Dapat dikatakan bahwa dari lahir saja orang-orang di
sekitar kita sudah dikenalkan dengan kehidupan lintas iman melalui nama-nama
yang mereka sandang. Lebih elok lagi bila ternyata para pemilik atau pemberi
nama tidak menyadari bahwa latar belakang nama mereka sesungguhnya berasal dari
keyakinan religius lain. Hal itu berarti penerimaan dan penyerapan seseorang
atas unsur yang berasal dari luar agamanya berlangsung mulus dan lancar tanpa
harus khawatir akan berpindah keyakinan hanya karena nama. Toleransi, dalam hal
ini, seolah-olah sudah terjadi tanpa disadari.

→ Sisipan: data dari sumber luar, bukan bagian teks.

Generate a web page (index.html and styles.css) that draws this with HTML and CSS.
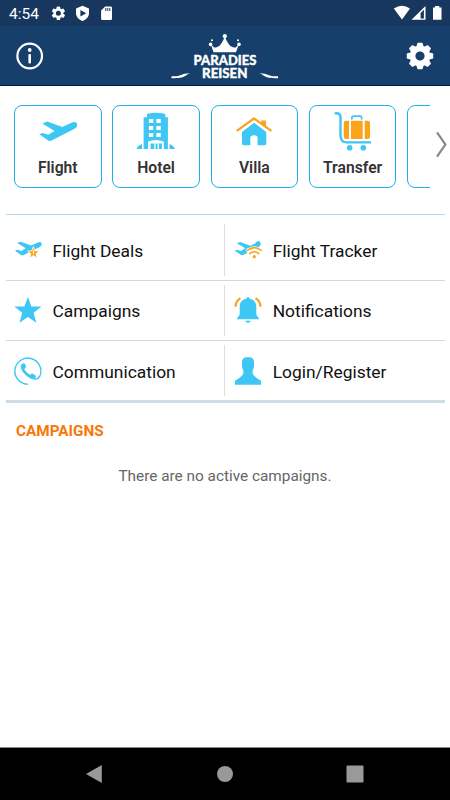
FILE: index.html
```html
<!DOCTYPE html>
<html lang="en">
<head>
<meta charset="utf-8">
<title>Paradies Reisen</title>
<link rel="stylesheet" href="styles.css">
</head>
<body>
<svg width="0" height="0" class="defs" aria-hidden="true">
  <symbol id="plane" viewBox="39 121 39 21"><path d="M42.3 123.4L47.3 121.5L62.3 127L72.7 122.2Q76.1 121.1 77.2 124Q77.6 127 75 128.6L51.7 140.6Q49.7 141.5 47.8 140.3L39.3 134.3L42.7 133.1L48.3 134.8L54.6 131Z"/></symbol>
  <symbol id="gear" viewBox="2 2 20 20"><path d="M19.14 12.94c.04-.3.06-.61.06-.94 0-.32-.02-.64-.07-.94l2.03-1.58a.49.49 0 0 0 .12-.61l-1.92-3.32a.49.49 0 0 0-.59-.22l-2.39.96a7 7 0 0 0-1.62-.94l-.36-2.54a.48.48 0 0 0-.48-.41h-3.84a.48.48 0 0 0-.47.41l-.36 2.54c-.59.24-1.13.57-1.62.94l-2.39-.96a.48.48 0 0 0-.59.22L2.74 8.87a.48.48 0 0 0 .12.61l2.03 1.58a7.5 7.5 0 0 0 0 1.88l-2.03 1.58a.49.49 0 0 0-.12.61l1.92 3.32c.12.22.37.29.59.22l2.39-.96c.5.38 1.03.7 1.62.94l.36 2.54c.05.24.24.41.48.41h3.84c.24 0 .44-.17.47-.41l.36-2.54c.59-.24 1.13-.56 1.62-.94l2.39.96c.22.08.47 0 .59-.22l1.92-3.32a.48.48 0 0 0-.12-.61zM12 15.6a3.6 3.6 0 1 1 0-7.2 3.6 3.6 0 0 1 0 7.2z"/></symbol>
  <symbol id="cog" viewBox="-14 -14 28 28">
    <path fill-rule="evenodd" d="M0-10.400A10.400 10.400 0 1 1 0 10.400A10.400 10.400 0 1 1 0-10.400ZM0-4.600A4.600 4.600 0 1 0 0 4.600A4.600 4.600 0 1 0 0-4.600Z"/>
    <path id="tooth" d="M-3.600-9.500L-2.400-13.200H2.400L3.600-9.500Z"/>
    <use href="#tooth" transform="rotate(45)"/><use href="#tooth" transform="rotate(90)"/><use href="#tooth" transform="rotate(135)"/><use href="#tooth" transform="rotate(180)"/><use href="#tooth" transform="rotate(225)"/><use href="#tooth" transform="rotate(270)"/><use href="#tooth" transform="rotate(315)"/>
  </symbol>
</svg>

<div class="status">
  <span class="clock">4:54</span>
  <svg class="white" width="64" height="26" viewBox="50 0 64 26">
    <use href="#gear" x="51.4" y="6.2" width="14" height="14"/>
    <path fill-rule="evenodd" d="M82.5 5.8L89 8.4V13C89 16.8 86 20 82.5 20.9C79 20 76 16.8 76 13V8.4ZM80.4 9.9V16.5L86.2 13.2Z"/>
    <path d="M105.2 6.5H110.8Q112 6.5 112 7.7V18.8Q112 20 110.8 20H102.3Q101.1 20 101.1 18.8V10.6Z"/>
    <path class="card-pins" d="M105.8 8V11M107.8 8V11M109.8 8V11"/>
  </svg>
  <svg class="white signal" width="50" height="26" viewBox="393 0 50 26">
    <path d="M393.8 8.5Q402 3 410 8.5L402 19.5Z"/>
    <path fill-rule="evenodd" d="M425.5 6V19.8H411.5ZM423.9 9.8L420.6 13V18.4H423.9Z"/>
    <path d="M435 6H439.3V7.4H441.5V19.8H433V7.4H435Z"/>
  </svg>
</div>

<header class="header">
  <svg width="28" height="28" viewBox="16 42 28 28"><circle class="ring" cx="29.7" cy="56" r="12.3"/><circle class="white" cx="29.7" cy="50" r="1.900"/><rect class="white" x="28.4" y="54" width="2.600" height="9.4" rx="1"/></svg>
  <svg class="white" width="110" height="52" viewBox="170 30 110 52">
    <path d="M213.5 52.2L211 44.8L214.2 47.4Q216.4 48 218 46.6Q221.4 45.4 224.8 36.5Q228.2 45.4 231.6 46.6Q233.4 48 235.6 47.4L238.7 44.8L236 52.2Z"/>
    <circle cx="224.8" cy="36.2" r="2.1"/><circle cx="210.6" cy="44.4" r="1.8"/><circle cx="239" cy="44.4" r="1.8"/><circle cx="212" cy="40.2" r="1"/><circle cx="238" cy="40.2" r="1"/>
    <text class="logo" x="193.5" y="65.4" textLength="63" lengthAdjust="spacingAndGlyphs">PARADIES</text>
    <text class="logo" x="202" y="77.900" textLength="45.5" lengthAdjust="spacingAndGlyphs">REISEN</text>
    <path d="M171.5 76.2C183 76.8 180 73.2 190 73.2C184 75.2 187 78.2 171.5 78.2Z"/>
    <path d="M278 76.2C266.5 76.8 269.5 73.2 259.5 73.2C265.5 75.2 262.5 78.2 278 78.2Z"/>
  </svg>
  <svg class="white" width="28" height="28"><use href="#cog" width="28" height="28"/></svg>
</header>

<main>
  <section class="services">
    <div class="strip">
      <div class="tile">
        <svg class="blue" width="60" height="44" viewBox="28 110 60 44"><use href="#plane" x="39" y="121" width="39" height="21"/></svg>
        <span>Flight</span>
      </div>
      <div class="tile">
        <svg class="blue" width="60" height="44" viewBox="126.4 110 60 44">
          <path fill-rule="evenodd" d="M144 149V117.3H147.3V114Q156.3 111.600 165.7 114V117.3H168.3V149ZM149.3 119V123H153.7V119ZM156.7 119V123H161.2V119ZM149.3 126V130H153.7V126ZM156.7 126V130H161.2V126ZM149.3 133V137H153.7V133ZM156.7 133V137H161.2V133Z"/>
          <path d="M137 149Q138 145.6 142.4 144V149ZM175.3 149Q174.3 145.6 169.9 144V149Z"/>
          <path class="cut" d="M148.5 141.4Q156.3 138.4 164.2 141.4V149H148.5Z"/>
          <path d="M151 143.4H154.7V149H151ZM156 143.4H158V149H156ZM159.3 143.4H162.3V149H159.3Z"/>
        </svg>
        <span>Hotel</span>
      </div>
      <div class="tile">
        <svg class="blue" width="60" height="44" viewBox="224.7 110 60 44">
          <path class="orange" d="M262 120.4H266.7V127.5L262 124Z"/>
          <path class="roof" d="M238.2 130.3L254.7 118.5L271.3 130.3"/>
          <path d="M254.7 122.7L267 132V143.5Q267 145.2 265.3 145.2H258.3V138Q258.3 135.2 254.7 135.2Q251 135.2 251 138V145.2H244.4Q242.7 145.2 242.7 143.5V132Z"/>
        </svg>
        <span>Villa</span>
      </div>
      <div class="tile">
        <svg class="blue" width="60" height="44" viewBox="323 110 60 44">
          <path class="cart" d="M335.7 113.2H337Q340.5 113.4 340.5 117V136Q341 142.4 346.5 142.4H370"/>
          <path class="handle" d="M351.9 119.6V117.6Q351.9 116.2 353.5 116.2H360Q361.6 116.2 361.6 117.6V119.6"/>
          <circle cx="349.7" cy="147.7" r="2.8"/><circle cx="363.3" cy="147.7" r="2.8"/>
          <path class="orange" d="M349 120.7V139H346Q343.7 139 343.7 136.7V123Q343.7 120.7 346 120.7ZM351 120.7H362.7V139H351ZM364.7 120.7H367.7Q370 120.7 370 123V136.7Q370 139 367.7 139H364.7Z"/>
        </svg>
        <span>Transfer</span>
      </div>
      <div class="tile"></div>
    </div>
    <svg class="next" width="14" height="28" viewBox="434 130 14 28"><path d="M437 132.3L445.4 144.5L437 156.7"/></svg>
  </section>

  <nav class="menu">
    <div class="row">
      <div class="item">
        <svg class="blue" width="30" height="30" viewBox="13 235 30 30"><use href="#plane" x="14.8" y="241.3" width="27.5" height="14.8"/><path class="badge" d="M33.4 246.7L35 250.7L39.2 251L36 253.8L37 258L33.4 255.7L29.8 258L30.8 253.8L27.6 251L31.8 250.7Z"/><path class="mark" d="M33.4 250V254M33.4 255V256.2"/></svg>
        <span>Flight Deals</span>
      </div>
      <div class="item">
        <svg class="blue" width="30" height="30" viewBox="233 235 30 30"><use href="#plane" x="234.6" y="241.3" width="26.5" height="14.8"/><path class="halo" d="M245.600 250Q254.300 242.500 263 250L257 259H251.5Z"/><path class="nose" d="M256 243.700L260 242.200"/><path class="waves" d="M247.2 250.5Q254.3 244.7 261.4 250.5M249.6 253.6Q254.3 250 259 253.6"/><circle class="orange" cx="254.3" cy="256.7" r="1.6"/></svg>
        <span>Flight Tracker</span>
      </div>
    </div>
    <div class="row">
      <div class="item">
        <svg class="blue" width="30" height="30" viewBox="13 295.5 30 30"><path d="M27.9 297.5L31.4 307H41.5L33.6 313.2L36.3 323.2L27.9 317.5L19.5 323.2L22.2 313.2L14.3 307H24.4Z"/></svg>
        <span>Campaigns</span>
      </div>
      <div class="item">
        <svg class="blue" width="30" height="30" viewBox="233 295.5 30 30"><path d="M246.4 299.3Q246.4 297.6 248 297.6Q249.6 297.6 249.6 299.3C254 300 256.3 303 256.3 307V314.5Q256.5 317 258.9 318.5V319.8H237.1V318.5Q239.5 317 239.7 314.5V307C239.7 303 242 300 246.4 299.3ZM245 321.2H251Q250.3 323.2 248 323.2Q245.7 323.2 245 321.2Z"/><path class="rings" d="M235.5 307.3Q235.6 301.5 240.5 298.8M255.5 298.8Q260.4 301.5 260.5 307.3"/></svg>
        <span>Notifications</span>
      </div>
    </div>
    <div class="row">
      <div class="item">
        <svg class="blue" width="30" height="30" viewBox="13 355.7 30 30"><path class="loop" d="M28.2 383.8A13 13 0 1 1 40 375.5Q37.8 379.5 33.7 378.5"/><path d="M21.7 364Q24 362 25.2 363.7L26 366.7Q25.6 368.2 24.3 368.5Q25.5 372 30.3 374.6Q31.4 373 33 373.4L35.6 375.3Q36.5 377.3 33.7 379Q29.5 379 24.2 373.2Q18.8 367 21.7 364Z"/></svg>
        <span>Communication</span>
      </div>
      <div class="item">
        <svg class="blue" width="30" height="30" viewBox="233 355.7 30 30"><path d="M245 357H251Q254 358.5 254 362V367L252.7 370.5V373.5Q254 376.5 261 380.5V384.5H235V380.5Q242 376.5 243.3 373.5V370.5L242 367V362Q242 358.5 245 357Z"/></svg>
        <span>Login/Register</span>
      </div>
    </div>
  </nav>

  <section class="campaigns">
    <h2>CAMPAIGNS</h2>
    <p>There are no active campaigns.</p>
  </section>
</main>

<footer class="navbar">
  <svg width="18" height="20" viewBox="85 764 18 20"><path d="M101.8 765V783L86 774Z"/></svg>
  <svg width="18" height="18"><circle cx="9" cy="9" r="8"/></svg>
  <svg width="18" height="18"><rect x=".5" y=".5" width="17" height="17" rx="1"/></svg>
</footer>
</body>
</html>
```

FILE: styles.css
```css
* { box-sizing: border-box; }

body {
  margin: 0;
  width: 450px;
  height: 800px;
  display: flex;
  flex-direction: column;
  overflow: hidden;
  background: #fff;
  font-family: Roboto, "Liberation Sans", sans-serif;
}

svg { display: block; flex: none; overflow: visible; }
.defs { position: absolute; }
.white { fill: #fff; }
.blue { fill: #3ec6f5; }
.orange { fill: #faa31b; }

.status {
  height: 26px;
  flex: none;
  display: flex;
  align-items: center;
  padding: 0 7px 0 9px;
  background: #17375e;
  color: #fff;
}
.clock { width: 41px; font-size: 15.5px; line-height: 26px; padding-top: 2px; }
.signal { margin-left: auto; }
.card-pins { stroke: #17375e; stroke-width: 1; }

.header {
  height: 60px;
  flex: none;
  display: flex;
  align-items: center;
  justify-content: space-between;
  padding: 0 16px;
  background: #163f6b;
  border-bottom: 1px solid #06164f;
}
.ring { fill: none; stroke: #fff; stroke-width: 2.2; }
.logo { font: 900 14px Lato, sans-serif; stroke: #fff; stroke-width: .35; stroke-linejoin: round; }

main { flex: 1; }

.services {
  height: 129px;
  display: flex;
  align-items: flex-start;
  margin: 0 5px 0 5.5px;
  padding: 18.5px 0 0 8.5px;
  border-bottom: 1px solid #b5daf0;
}
.strip {
  width: 416px;
  flex: none;
  display: flex;
  gap: 10.8px;
  overflow: hidden;
}
.tile {
  width: 87.5px;
  height: 83.5px;
  flex: none;
  display: flex;
  flex-direction: column;
  align-items: center;
  padding-top: 4.5px;
  border: 1px solid #1fb0ec;
  border-radius: 8px;
}
.tile span {
  margin-top: 4px;
  font-size: 15.7px;
  line-height: 20px;
  font-weight: 600;
  color: #333;
}
.cut { fill: #fff; }
.roof { fill: none; stroke: #faa31b; stroke-width: 2.2; stroke-linecap: round; stroke-linejoin: round; }
.cart { fill: none; stroke: #3ec6f5; stroke-width: 2.4; stroke-linecap: round; }
.handle { fill: none; stroke: #3ec6f5; stroke-width: 1.8; }
.next { margin: 25.5px 0 0 4px; fill: none; stroke: #888; stroke-width: 2.2; }

.menu {
  margin: 5px 5px 0 5.5px;
  border-bottom: 2px solid #c9dfee;
}
.row {
  height: 60.5px;
  display: flex;
  padding: 4px 0;
  border-bottom: 1px solid #d8d8d8;
}
.row:last-child { height: 60px; }
.item {
  width: 219.7px;
  display: flex;
  align-items: center;
  gap: 10px;
  padding-left: 7.5px;
  font-size: 17.4px;
  color: #111;
}
.item span { padding-top: 2px; }
.item:first-child { border-right: 1px solid #dedede; }
.row .item:first-child svg { margin-left: -.5px; }
.badge { fill: #faa31b; stroke: #fff; stroke-width: .8; }
.mark { stroke: #fff; stroke-width: 1; }
.halo { fill: #fff; }
.nose { stroke: #3ec6f5; stroke-width: 3; }
.waves { fill: none; stroke: #faa31b; stroke-width: 1.6; stroke-linecap: round; }
.rings { fill: none; stroke: #faa31b; stroke-width: 2.2; }
.loop { fill: none; stroke: #3ec6f5; stroke-width: 1.4; }

.campaigns { padding: 17.5px 16px 0; }
h2 {
  margin: 0;
  font-size: 15.3px;
  line-height: 20px;
  font-weight: 700;
  color: #fb7705;
}
p {
  margin: 25px 0 0;
  text-align: center;
  font-size: 15.35px;
  line-height: 20px;
  color: #666;
}

.navbar {
  height: 53px;
  flex: none;
  display: flex;
  align-items: center;
  justify-content: space-between;
  padding: 0 86.5px 0 85px;
  border-top: 1px solid #888;
  background: #000;
  fill: #999;
}
.navbar svg:nth-child(2) { margin-left: 1px; }
```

Secara kultural, penerimaan atas unsur budaya atau agama
lain memang dimungkinkan. Bukan cuma nama, ada beberapa produk budaya lain yang
diterima dan diserap, tanpa kita takut berubah identitas. Sebagai contoh, kaastengels, lidah kucing, nastar
menghiasi meja makan bersamaan bedug Idulfitri berkumandang. Di toko-toko,
kue-kue itu justru menjadi primadona dan laris diserbu pembeli jelang Hari Raya
Idulfitri. Padahal, kita tahu bahwa makanan-makanan tersebut bukanlah asli dari
Indonesia, melainkan dibawa dari Belanda. Akan tetapi, Idulfitri seolah kurang
afdal tanpa sajian kaastengels, lidah
kucing, dan nastar bagi para tamu yang bersilaturahmi. Dan, kita menikmatinya
bersandingan dengan ketupat, opor ayam kampung, sate, sambal goreng ati ampela
krecek lengkap dengan petai dan taburan
bawang gorengnya, yang tentunya memiliki identitas multikultur pula.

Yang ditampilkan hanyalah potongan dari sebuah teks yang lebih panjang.